In a speech Wednesday, Obama said that “opponents of some of these common-sense laws have ginned up fears among responsible gun owners that have nothing to do with what’s being proposed and nothing to do with the facts, but feeds into this suspicion about government.”
As Heritage’s David Addington reminds us, America’s founders were the first to have this suspicion of government, and that’s part of the reason why they made certain that the Second Amendment protected our right to keep and bear arms. And as for the facts, the proposals from Senate Majority Leader Reid (D-NV) have major problems.
Addington, head of Heritage’s Edwin Meese III Center for Legal and Judicial Studies, lays out some of the dangers in Reid’s proposal:
Background checks have become the focus of the new wave of gun control laws. Obama insists that “We’re not proposing a gun registration system; we’re proposing background checks for criminals.”

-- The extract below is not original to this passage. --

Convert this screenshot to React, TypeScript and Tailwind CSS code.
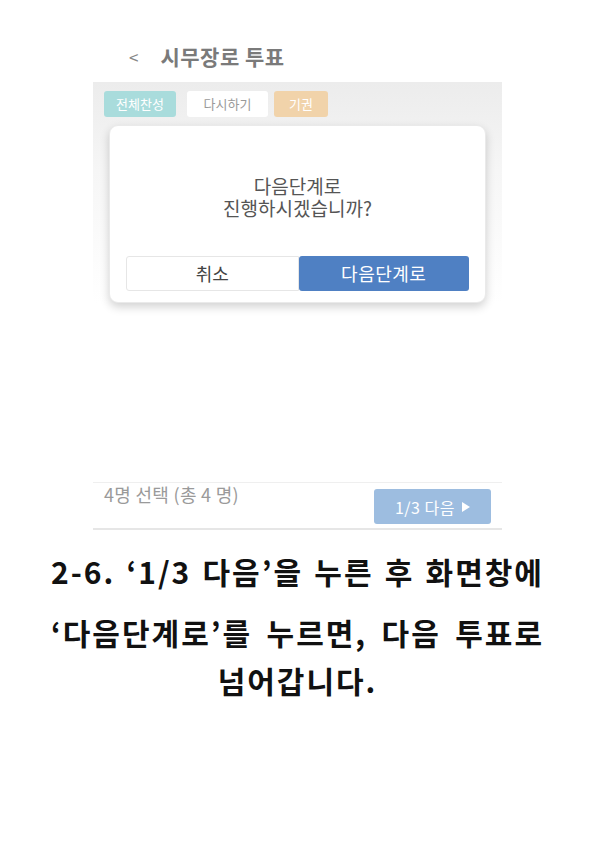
import React from "react";

const kr = { fontFamily: '"Noto Sans CJK KR", "Noto Sans", sans-serif' };

const line1 = ["2-6.", "‘1/3", "다음’을", "누른", "후", "화면창에"];
const line2 = ["‘다음단계로’를", "누르면,", "다음", "투표로"];

const App: React.FC = () => {
  return (
    <div className="w-[595px] min-h-[841px] bg-white" style={kr}>
      {/* phone screenshot */}
      <div className="mx-auto w-[409px] pt-[30px]">
        {/* header */}
        <div className="flex items-center h-[52px] pl-[36px]">
          <span className="text-[17px] text-[#888] leading-none">&lt;</span>
          <span className="ml-[22px] text-[21px] font-bold text-[#7a7a7a] tracking-[0.5px] leading-none">
            시무장로 투표
          </span>
        </div>

        {/* dimmed band with buttons + dialog */}
        <div className="bg-gradient-to-b from-[#ececec] via-[#f6f6f6] via-40% to-white">
          <div className="flex gap-[11px] pl-[11px] pt-[9px]">
            <div className="w-[72px] h-[26px] rounded-[3px] bg-[#a9dcdc] text-white text-[13px] flex items-center justify-center">
              전체찬성
            </div>
            <div className="w-[81px] h-[26px] rounded-[3px] bg-white text-[#9a9a9a] text-[13px] flex items-center justify-center">
              다시하기
            </div>
            <div className="w-[54px] h-[26px] rounded-[3px] bg-[#f1d3aa] text-white text-[13px] flex items-center justify-center -ml-[5px]">
              기권
            </div>
          </div>

          <div className="mx-[16px] mt-[8px] h-[178px] rounded-[9px] bg-white border border-[#eaeaea] shadow-[0_4px_10px_rgba(0,0,0,0.18)] flex flex-col px-[16px]">
            <div className="pt-[49px] text-center text-[19px] leading-[22px] text-[#555]">
              <div>다음단계로</div>
              <div>진행하시겠습니까?</div>
            </div>
            <div className="mt-[37px] flex h-[35px]">
              <div className="flex-1 border border-[#e6e6e6] rounded-l-[3px] bg-white text-[18px] text-[#444] flex items-center justify-center">
                취소
              </div>
              <div className="flex-1 rounded-[3px] bg-[#4f80c3] text-[18px] text-white tracking-[0.5px] flex items-center justify-center">
                다음단계로
              </div>
            </div>
          </div>
        </div>

        {/* empty list area */}
        <div className="h-[179px]" />

        {/* bottom bar */}
        <div className="h-[48px] border-t border-[#efefef] border-b-2 border-b-[#e6e6e6] flex items-start justify-between pl-[11px] pr-[11px]">
          <span className="mt-[2px] text-[18px] leading-none tracking-[0.3px] text-[#9a9a9a]">4명 선택 (총 4 명)</span>
          <div className="mt-[6px] w-[117px] h-[35px] rounded-[3px] bg-[#9dbde0] text-white text-[16px] tracking-[0.5px] flex items-center justify-center gap-[7px]">
            <span>1/3 다음</span>
            <svg width="8" height="10" viewBox="0 0 8 10">
              <path d="M0 0 L8 5 L0 10 Z" fill="white" />
            </svg>
          </div>
        </div>
      </div>

      {/* caption */}
      <div className="mx-auto w-[493px] mt-[17px] font-bold text-[30px] tracking-[2px] text-[#111] leading-[48px]">
        <div className="flex justify-between whitespace-nowrap">
          {line1.map((w) => (
            <span key={w}>{w}</span>
          ))}
        </div>
        <div className="mt-[13px] flex justify-between whitespace-nowrap">
          {line2.map((w) => (
            <span key={w}>{w}</span>
          ))}
        </div>
        <div className="text-center">넘어갑니다.</div>
      </div>
    </div>
  );
};

export default App;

It’s worth noting that criminals wouldn’t bother themselves with going through America’s existing background check system—and pointing out that there is a background check system in place. The new laws Reid is proposing would capitalize on fears of “loopholes” to create intrusive records of gun transfers.
Addington warns:
the loose language could be construed to allow the Department of Justice itself (or another agency specified by the Attorney General) to keep centralized records of who received what guns and where, by sale or gift from one individual to another.
Even the ACLU is worried, according to an exclusive Daily Caller report. The ACLU’s Chris Calabrese said that Reid’s legislation fails to include “privacy best practices.”
“We think that that kind of record-keeping requirement could result in keeping long-term detailed records of purchases and creation of a new government database,” Calabrese said.
The Daily Caller reports that “The ACLU’s second ‘significant concern’ with Reid’s legislation is that it too broadly defines the term ‘transfer,’ creating complicated criminal law that law-abiding Americans may unwittingly break.”
Heritage’s Addington agreed, explaining that Reid’s legislation would treat anyone as a felon “who misplaces a firearm and does not report it to the police and the federal government fast enough.” He said:
Under no circumstances should Congress make it a federal crime to fail to report a missing firearm within 24 hours to local authorities and the Attorney General. It is an unreasonable use of power to define as a federal crime conduct that no reasonable person would know was a federal crime.
But President Obama insists that “suspicion about government” is unfounded.